The broad test and treat campaign continues to highlight how essential early testing is for individuals – something that other UCSF researchers are addressing from new angles for key populations. Sheri Lippman, PhD, whose work on HIV self-testing was featured by ARI earlier this year, continued to promote her findings in a session – Can HIV Self-Testing Make Testing More Equitable?: Perspectives from High Income Settings – that also included investigators from the UK and Australia. With active participation from attendees in the village, a key takeaway message resonated with the crowd – engaging the communities you serve from the inception of studies is key, especially those most vulnerable and whom would most benefit from the privacy and ease of the newer self-testing models, such as minority men who have sex with men, migrant populations, and transgender persons.

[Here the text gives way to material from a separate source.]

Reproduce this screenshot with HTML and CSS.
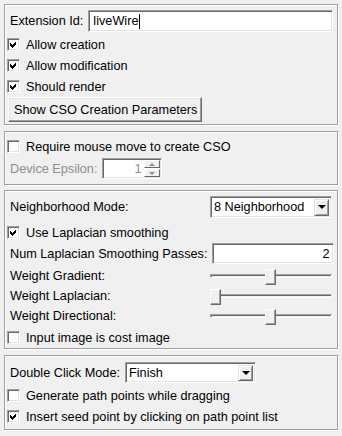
FILE: index.html
```html
<!DOCTYPE html>
<html lang="en">
<head>
    <meta charset="UTF-8">
    <title>CSO Live Wire Processor</title>
    <link rel="stylesheet" href="styles.css">
</head>
<body>
    <div class="group g1">
        <div class="row">
            <span class="label">Extension Id:</span>
            <div class="field grow">liveWire<span class="caret"></span></div>
        </div>
        <div class="check first"><span class="box"><svg viewBox="0 0 9 9"><polygon points="1,3 3,5 7,1 7,4 3,8 1,6"/></svg></span>Allow creation</div>
        <div class="check"><span class="box"><svg viewBox="0 0 9 9"><polygon points="1,3 3,5 7,1 7,4 3,8 1,6"/></svg></span>Allow modification</div>
        <div class="check"><span class="box"><svg viewBox="0 0 9 9"><polygon points="1,3 3,5 7,1 7,4 3,8 1,6"/></svg></span>Should render</div>
        <button class="btn">Show CSO Creation Parameters</button>
    </div>

    <div class="group g2">
        <div class="check"><span class="box"></span>Require mouse move to create CSO</div>
        <div class="row spin-row">
            <span class="label disabled">Device Epsilon:</span>
            <div class="spin">
                <div class="field spin-value">1</div>
                <div class="spin-buttons">
                    <span class="spin-btn"><i class="tri up"></i></span>
                    <span class="spin-btn"><i class="tri down"></i></span>
                </div>
            </div>
        </div>
    </div>

    <div class="group g3">
        <div class="row">
            <span class="label grow">Neighborhood Mode:</span>
            <div class="combo ctl">
                <span class="combo-text">8 Neighborhood</span>
                <span class="combo-btn"><i class="tri down dark"></i></span>
            </div>
        </div>
        <div class="check sep"><span class="box"><svg viewBox="0 0 9 9"><polygon points="1,3 3,5 7,1 7,4 3,8 1,6"/></svg></span>Use Laplacian smoothing</div>
        <div class="row">
            <span class="label grow">Num Laplacian Smoothing Passes:</span>
            <div class="field ctl num">2</div>
        </div>
        <div class="row slider-row first-slider">
            <span class="label grow">Weight Gradient:</span>
            <div class="slider ctl"><div class="groove"></div><span class="thumb" style="left: 55px"></span></div>
        </div>
        <div class="row slider-row">
            <span class="label grow">Weight Laplacian:</span>
            <div class="slider ctl"><div class="groove"></div><span class="thumb" style="left: 0px"></span></div>
        </div>
        <div class="row slider-row">
            <span class="label grow">Weight Directional:</span>
            <div class="slider ctl"><div class="groove"></div><span class="thumb" style="left: 55px"></span></div>
        </div>
        <div class="check last"><span class="box"></span>Input image is cost image</div>
    </div>

    <div class="group g4">
        <div class="row">
            <span class="label">Double Click Mode:</span>
            <div class="combo mode">
                <span class="combo-text">Finish</span>
                <span class="combo-btn"><i class="tri down dark"></i></span>
            </div>
        </div>
        <div class="check sep2"><span class="box"></span>Generate path points while dragging</div>
        <div class="check"><span class="box"><svg viewBox="0 0 9 9"><polygon points="1,3 3,5 7,1 7,4 3,8 1,6"/></svg></span>Insert seed point by clicking on path point list</div>
    </div>
</body>
</html>
```

FILE: styles.css
```css
body {
    margin: 0;
    padding: 4px;
    background-color: #f0f0f0;
    font-family: "Liberation Sans", Arial, sans-serif;
    font-size: 12.7px;
    color: #000;
}
.group {
    border: 1px solid #a0a0a0;
    box-shadow: inset 1px 1px 0 #fff, 1px 1px 0 #fff;
    padding: 5px 5px 2px 5px;
}
.g2 {
    margin-top: 6px;
    padding-top: 4px;
    padding-bottom: 5px;
}
.g3 {
    margin-top: 5px;
    padding-bottom: 0;
}
.g4 {
    margin-top: 6px;
    padding-top: 6px;
    padding-bottom: 2px;
}
.row {
    display: flex;
    align-items: center;
    gap: 5px;
}
.grow {
    flex: 1;
}
.label {
    white-space: nowrap;
}
.disabled {
    color: #8d8d8d;
}

/* sunken edit fields */
.field {
    height: 22px;
    box-sizing: border-box;
    border: 1px solid;
    border-color: #a0a0a0 #fff #fff #a0a0a0;
    box-shadow: inset 1px 1px 0 #696969, inset -1px -1px 0 #e3e3e3;
    background: #fff;
    padding: 0 4px;
    display: flex;
    align-items: center;
}
.g1 .field {
    margin-right: -1px;
}
.caret {
    display: inline-block;
    width: 1px;
    height: 15px;
    margin-left: 1px;
    background: #000;
}
.ctl {
    width: 122px;
    flex: none;
}
.num {
    height: 21px;
    justify-content: flex-end;
}

/* checkboxes */
.check {
    height: 21px;
    display: flex;
    align-items: center;
    margin-left: -3px;
}
.check.first {
    margin-top: 2px;
}
.check.sep {
    margin-top: 4px;
}
.check.last {
    margin-top: 1px;
}
.check.sep2 {
    margin-top: 2px;
}
.box {
    width: 13px;
    height: 13px;
    box-sizing: border-box;
    border: 1px solid;
    border-color: #a0a0a0 #fff #fff #a0a0a0;
    box-shadow: inset 1px 1px 0 #696969, inset -1px -1px 0 #e3e3e3;
    background: #fff;
    margin-right: 6px;
    padding: 1px;
    flex: none;
}
.box svg {
    display: block;
    width: 9px;
    height: 9px;
    shape-rendering: crispEdges;
}

/* push button */
.btn {
    display: block;
    margin-left: -2px;
    height: 25px;
    padding: 0 4px 0 5px;
    font: inherit;
    color: #000;
    background: #f0f0f0;
    border: 1px solid;
    border-color: #fff #696969 #696969 #fff;
    box-shadow: inset -1px -1px 0 #a0a0a0, inset 1px 1px 0 #e3e3e3;
}

/* spin box */
.spin-row {
    margin-top: 1px;
}
.spin {
    display: flex;
    width: 60px;
    height: 21px;
    position: relative;
}
.spin-value {
    width: 100%;
    height: 21px;
    justify-content: flex-end;
    padding-right: 20px;
    color: #8d8d8d;
}
.spin-buttons {
    position: absolute;
    right: 2px;
    top: 2px;
    width: 16px;
    display: flex;
    flex-direction: column;
}
.spin-btn {
    height: 8px;
    box-sizing: border-box;
    background: #f0f0f0;
    border: 1px solid;
    border-color: #fff #696969 #696969 #fff;
    display: flex;
    align-items: center;
    justify-content: center;
    margin-bottom: 1px;
}
.tri {
    width: 0;
    height: 0;
    border-left: 3px solid transparent;
    border-right: 3px solid transparent;
}
.tri.up {
    border-bottom: 3px solid #8d8d8d;
}
.tri.down {
    border-top: 3px solid #8d8d8d;
}
.tri.down.dark {
    border-left-width: 4px;
    border-right-width: 4px;
    border-top: 4px solid #000;
}

/* combo boxes */
.combo {
    height: 22px;
    box-sizing: border-box;
    border: 1px solid;
    border-color: #a0a0a0 #fff #fff #a0a0a0;
    box-shadow: inset 1px 1px 0 #696969, inset -1px -1px 0 #e3e3e3;
    background: #fff;
    display: flex;
    align-items: center;
    padding: 2px 2px 2px 3px;
}
.combo.mode {
    width: 131px;
    height: 21px;
}
.combo-text {
    flex: 1;
}
.combo-btn {
    width: 15px;
    height: 17px;
    box-sizing: border-box;
    background: #f0f0f0;
    border: 1px solid;
    border-color: #e3e3e3 #696969 #696969 #e3e3e3;
    box-shadow: inset 1px 1px 0 #fff, inset -1px -1px 0 #a0a0a0;
    display: flex;
    align-items: center;
    justify-content: center;
}
.combo.mode .combo-btn {
    height: 16px;
}

/* sliders */
.slider-row {
    height: 20px;
}
.first-slider {
    margin-top: 2px;
}
.slider {
    position: relative;
    height: 20px;
    display: flex;
    align-items: center;
}
.groove {
    flex: 1;
    height: 4px;
    box-sizing: border-box;
    border: 1px solid;
    border-color: #a0a0a0 #fff #fff #a0a0a0;
    box-shadow: inset 1px 1px 0 #696969;
}
.thumb {
    position: absolute;
    top: 3px;
    width: 11px;
    height: 16px;
    box-sizing: border-box;
    background: #f0f0f0;
    border: 1px solid;
    border-color: #fff #696969 #696969 #fff;
    box-shadow: inset -1px -1px 0 #a0a0a0;
}
```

Basic and translational research sessions featuring some exceptional vaccine and cure research from UCSF investigators were packed with attendees. Dr. Henrich, in a session titled How Far Are We From HIV Remission, detailed the work of very early ART initiation during ‘hyperacute’ HIV infection that he executes in the Division of Experimental Medicine. Dr. Steven Deeks, UCSF Professor of Medicine, led an overflowing oral abstract session, ‘Strategies for Cure: Pitfalls, Possibilities and Promise’ co-led by Dr. Henrich. Dedicated to vaccine and virus eradication advancements and highlighting the challenges still facing researchers today, Deeks underscored that curative clinical and primate studies still show viral rebound even in cases of extremely low reservoirs – “we need to account for inclusion of therapeutic vaccines in curative efforts to kill the reservoir and control replication,” he emphasized.
Closing the conference were former President Bill Clinton and U.S. Representative Barbara Lee, both of whom have been long-term supporters of the annual meeting and have used their considerable political influence to lobby for funding, awareness, education, and research in the field of HIV.
Both expressed delight and excitement at the news of the AIDS 2020 conference being held in the United States, and the Bay Area in particular – an opportunity, Lee said, “to celebrate the work being done in the continued fight against HIV locally and globally.” We couldn’t agree more.